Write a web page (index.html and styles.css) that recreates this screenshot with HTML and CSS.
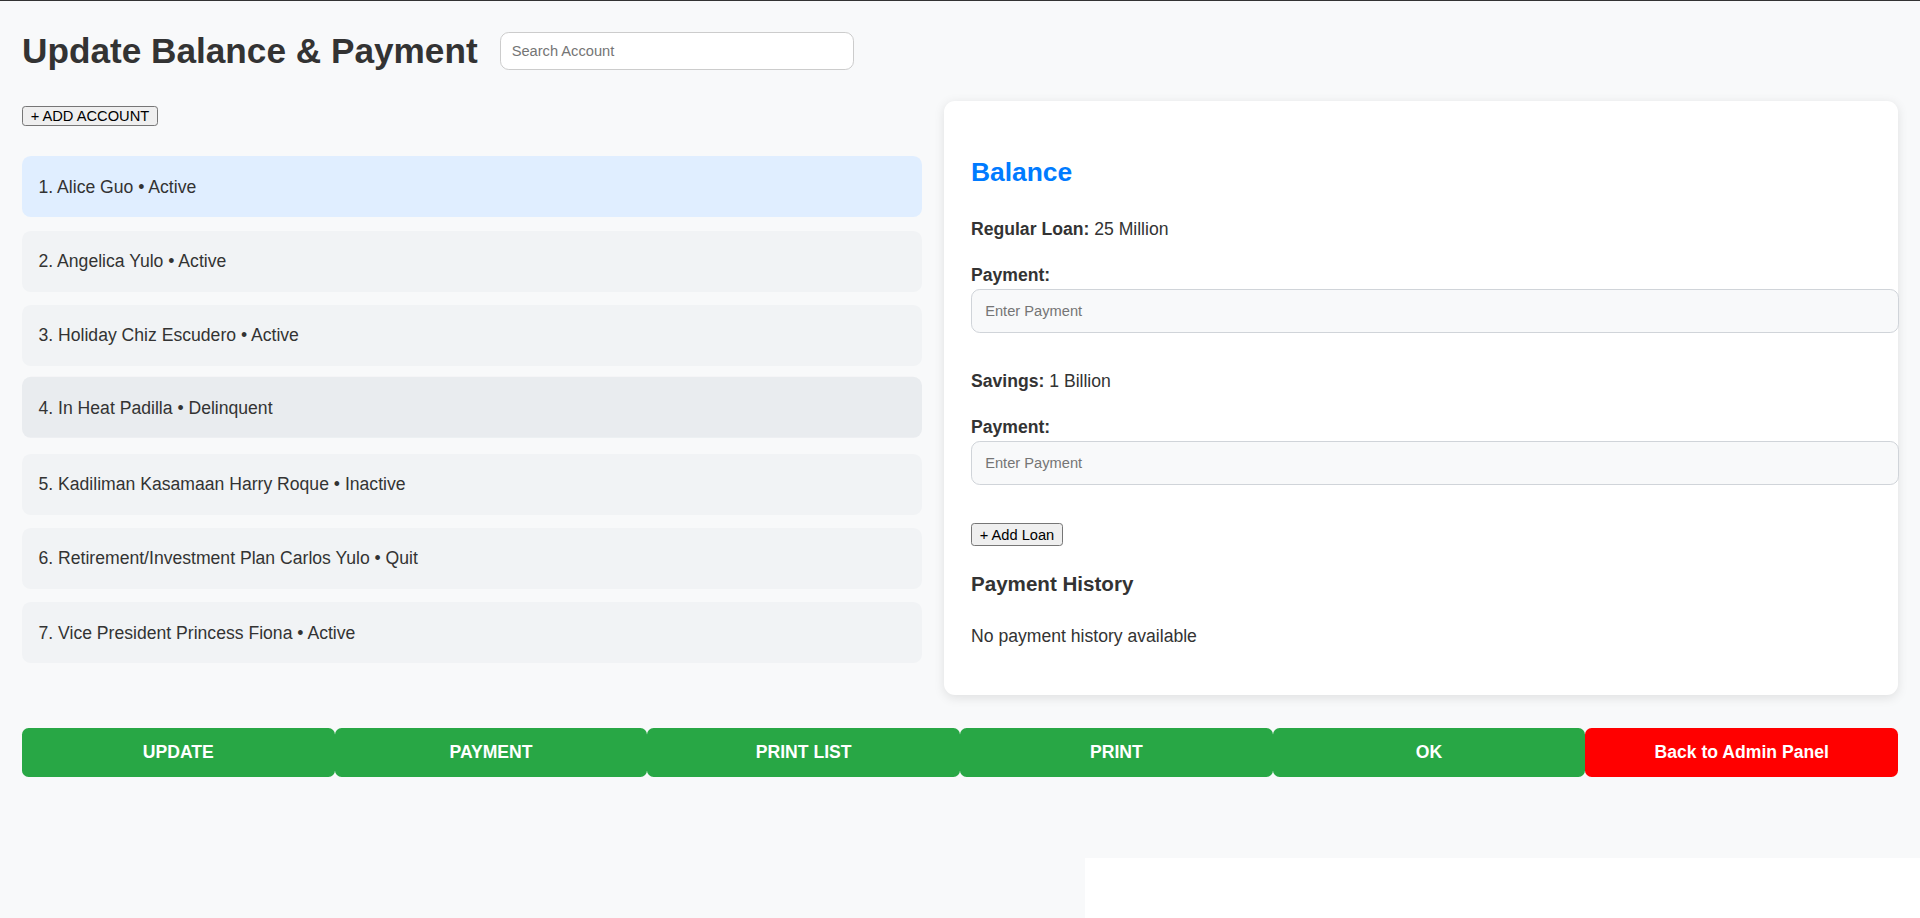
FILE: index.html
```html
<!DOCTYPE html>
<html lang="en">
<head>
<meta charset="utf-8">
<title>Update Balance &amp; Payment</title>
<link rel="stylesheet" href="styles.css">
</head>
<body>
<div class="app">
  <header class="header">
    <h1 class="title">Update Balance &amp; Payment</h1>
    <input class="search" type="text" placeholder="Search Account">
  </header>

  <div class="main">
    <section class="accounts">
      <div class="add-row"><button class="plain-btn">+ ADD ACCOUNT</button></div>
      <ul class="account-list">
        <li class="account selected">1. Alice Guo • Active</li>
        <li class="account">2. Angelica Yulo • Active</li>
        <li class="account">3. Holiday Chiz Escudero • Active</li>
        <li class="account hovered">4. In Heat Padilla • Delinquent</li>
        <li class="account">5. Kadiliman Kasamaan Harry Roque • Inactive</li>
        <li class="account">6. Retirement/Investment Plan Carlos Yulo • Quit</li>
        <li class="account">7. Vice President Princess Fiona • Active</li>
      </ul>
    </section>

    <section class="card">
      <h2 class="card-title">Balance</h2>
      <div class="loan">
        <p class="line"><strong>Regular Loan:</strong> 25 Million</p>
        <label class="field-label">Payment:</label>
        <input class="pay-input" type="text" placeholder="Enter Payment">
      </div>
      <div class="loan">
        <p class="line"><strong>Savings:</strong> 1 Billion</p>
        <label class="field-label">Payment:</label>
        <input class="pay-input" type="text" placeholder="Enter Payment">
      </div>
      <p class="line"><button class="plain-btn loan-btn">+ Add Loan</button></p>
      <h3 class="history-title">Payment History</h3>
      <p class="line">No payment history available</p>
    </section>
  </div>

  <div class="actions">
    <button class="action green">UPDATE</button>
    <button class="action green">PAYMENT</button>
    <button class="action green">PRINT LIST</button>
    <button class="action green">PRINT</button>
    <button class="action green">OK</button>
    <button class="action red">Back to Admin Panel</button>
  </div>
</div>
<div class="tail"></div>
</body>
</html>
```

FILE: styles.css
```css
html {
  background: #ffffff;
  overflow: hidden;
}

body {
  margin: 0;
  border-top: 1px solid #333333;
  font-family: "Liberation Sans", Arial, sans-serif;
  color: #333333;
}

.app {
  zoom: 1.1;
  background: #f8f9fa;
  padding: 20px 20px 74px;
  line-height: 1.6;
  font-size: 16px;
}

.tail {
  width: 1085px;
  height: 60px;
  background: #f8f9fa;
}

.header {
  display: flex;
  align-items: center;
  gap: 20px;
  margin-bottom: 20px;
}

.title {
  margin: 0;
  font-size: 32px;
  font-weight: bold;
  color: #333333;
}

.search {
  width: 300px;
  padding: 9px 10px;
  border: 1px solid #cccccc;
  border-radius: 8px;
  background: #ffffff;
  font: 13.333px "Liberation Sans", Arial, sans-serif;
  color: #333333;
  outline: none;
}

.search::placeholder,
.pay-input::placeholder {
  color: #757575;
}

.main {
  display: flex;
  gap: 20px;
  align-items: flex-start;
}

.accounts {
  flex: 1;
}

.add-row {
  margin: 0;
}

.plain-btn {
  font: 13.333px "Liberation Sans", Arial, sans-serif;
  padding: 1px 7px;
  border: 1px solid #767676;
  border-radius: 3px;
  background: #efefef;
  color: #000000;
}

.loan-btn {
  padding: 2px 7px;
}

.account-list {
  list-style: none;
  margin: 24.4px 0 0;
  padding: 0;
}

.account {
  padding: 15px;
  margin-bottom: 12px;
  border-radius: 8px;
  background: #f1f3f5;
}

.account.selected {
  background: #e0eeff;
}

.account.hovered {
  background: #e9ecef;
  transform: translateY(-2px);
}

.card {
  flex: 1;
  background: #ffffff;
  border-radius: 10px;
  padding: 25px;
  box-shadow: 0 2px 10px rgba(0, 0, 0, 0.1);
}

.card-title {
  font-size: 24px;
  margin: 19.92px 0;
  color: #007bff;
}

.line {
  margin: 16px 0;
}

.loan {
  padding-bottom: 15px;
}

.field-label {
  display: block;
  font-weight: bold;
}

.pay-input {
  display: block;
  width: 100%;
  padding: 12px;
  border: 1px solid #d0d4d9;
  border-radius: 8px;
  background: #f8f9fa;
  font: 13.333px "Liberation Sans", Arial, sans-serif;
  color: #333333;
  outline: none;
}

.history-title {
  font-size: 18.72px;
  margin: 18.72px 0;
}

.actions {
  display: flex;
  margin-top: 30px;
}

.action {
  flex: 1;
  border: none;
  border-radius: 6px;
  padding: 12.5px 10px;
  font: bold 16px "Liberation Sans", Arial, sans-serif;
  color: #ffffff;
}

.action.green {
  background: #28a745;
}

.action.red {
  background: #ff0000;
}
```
----
◆ WRITTEN INSTRUCTION: Write out the material above again, word for word, minus its pictures.

◆ OUTPUT BELOW:
Write a web page (index.html and styles.css) that recreates this screenshot with HTML and CSS.
FILE: index.html
```html
<!DOCTYPE html>
<html lang="en">
<head>
<meta charset="utf-8">
<title>Update Balance &amp; Payment</title>
<link rel="stylesheet" href="styles.css">
</head>
<body>
<div class="app">
  <header class="header">
    <h1 class="title">Update Balance &amp; Payment</h1>
    <input class="search" type="text" placeholder="Search Account">
  </header>

  <div class="main">
    <section class="accounts">
      <div class="add-row"><button class="plain-btn">+ ADD ACCOUNT</button></div>
      <ul class="account-list">
        <li class="account selected">1. Alice Guo • Active</li>
        <li class="account">2. Angelica Yulo • Active</li>
        <li class="account">3. Holiday Chiz Escudero • Active</li>
        <li class="account hovered">4. In Heat Padilla • Delinquent</li>
        <li class="account">5. Kadiliman Kasamaan Harry Roque • Inactive</li>
        <li class="account">6. Retirement/Investment Plan Carlos Yulo • Quit</li>
        <li class="account">7. Vice President Princess Fiona • Active</li>
      </ul>
    </section>

    <section class="card">
      <h2 class="card-title">Balance</h2>
      <div class="loan">
        <p class="line"><strong>Regular Loan:</strong> 25 Million</p>
        <label class="field-label">Payment:</label>
        <input class="pay-input" type="text" placeholder="Enter Payment">
      </div>
      <div class="loan">
        <p class="line"><strong>Savings:</strong> 1 Billion</p>
        <label class="field-label">Payment:</label>
        <input class="pay-input" type="text" placeholder="Enter Payment">
      </div>
      <p class="line"><button class="plain-btn loan-btn">+ Add Loan</button></p>
      <h3 class="history-title">Payment History</h3>
      <p class="line">No payment history available</p>
    </section>
  </div>

  <div class="actions">
    <button class="action green">UPDATE</button>
    <button class="action green">PAYMENT</button>
    <button class="action green">PRINT LIST</button>
    <button class="action green">PRINT</button>
    <button class="action green">OK</button>
    <button class="action red">Back to Admin Panel</button>
  </div>
</div>
<div class="tail"></div>
</body>
</html>
```

FILE: styles.css
```css
html {
  background: #ffffff;
  overflow: hidden;
}

body {
  margin: 0;
  border-top: 1px solid #333333;
  font-family: "Liberation Sans", Arial, sans-serif;
  color: #333333;
}

.app {
  zoom: 1.1;
  background: #f8f9fa;
  padding: 20px 20px 74px;
  line-height: 1.6;
  font-size: 16px;
}

.tail {
  width: 1085px;
  height: 60px;
  background: #f8f9fa;
}

.header {
  display: flex;
  align-items: center;
  gap: 20px;
  margin-bottom: 20px;
}

.title {
  margin: 0;
  font-size: 32px;
  font-weight: bold;
  color: #333333;
}

.search {
  width: 300px;
  padding: 9px 10px;
  border: 1px solid #cccccc;
  border-radius: 8px;
  background: #ffffff;
  font: 13.333px "Liberation Sans", Arial, sans-serif;
  color: #333333;
  outline: none;
}

.search::placeholder,
.pay-input::placeholder {
  color: #757575;
}

.main {
  display: flex;
  gap: 20px;
  align-items: flex-start;
}

.accounts {
  flex: 1;
}

.add-row {
  margin: 0;
}

.plain-btn {
  font: 13.333px "Liberation Sans", Arial, sans-serif;
  padding: 1px 7px;
  border: 1px solid #767676;
  border-radius: 3px;
  background: #efefef;
  color: #000000;
}

.loan-btn {
  padding: 2px 7px;
}

.account-list {
  list-style: none;
  margin: 24.4px 0 0;
  padding: 0;
}

.account {
  padding: 15px;
  margin-bottom: 12px;
  border-radius: 8px;
  background: #f1f3f5;
}

.account.selected {
  background: #e0eeff;
}

.account.hovered {
  background: #e9ecef;
  transform: translateY(-2px);
}

.card {
  flex: 1;
  background: #ffffff;
  border-radius: 10px;
  padding: 25px;
  box-shadow: 0 2px 10px rgba(0, 0, 0, 0.1);
}

.card-title {
  font-size: 24px;
  margin: 19.92px 0;
  color: #007bff;
}

.line {
  margin: 16px 0;
}

.loan {
  padding-bottom: 15px;
}

.field-label {
  display: block;
  font-weight: bold;
}

.pay-input {
  display: block;
  width: 100%;
  padding: 12px;
  border: 1px solid #d0d4d9;
  border-radius: 8px;
  background: #f8f9fa;
  font: 13.333px "Liberation Sans", Arial, sans-serif;
  color: #333333;
  outline: none;
}

.history-title {
  font-size: 18.72px;
  margin: 18.72px 0;
}

.actions {
  display: flex;
  margin-top: 30px;
}

.action {
  flex: 1;
  border: none;
  border-radius: 6px;
  padding: 12.5px 10px;
  font: bold 16px "Liberation Sans", Arial, sans-serif;
  color: #ffffff;
}

.action.green {
  background: #28a745;
}

.action.red {
  background: #ff0000;
}
```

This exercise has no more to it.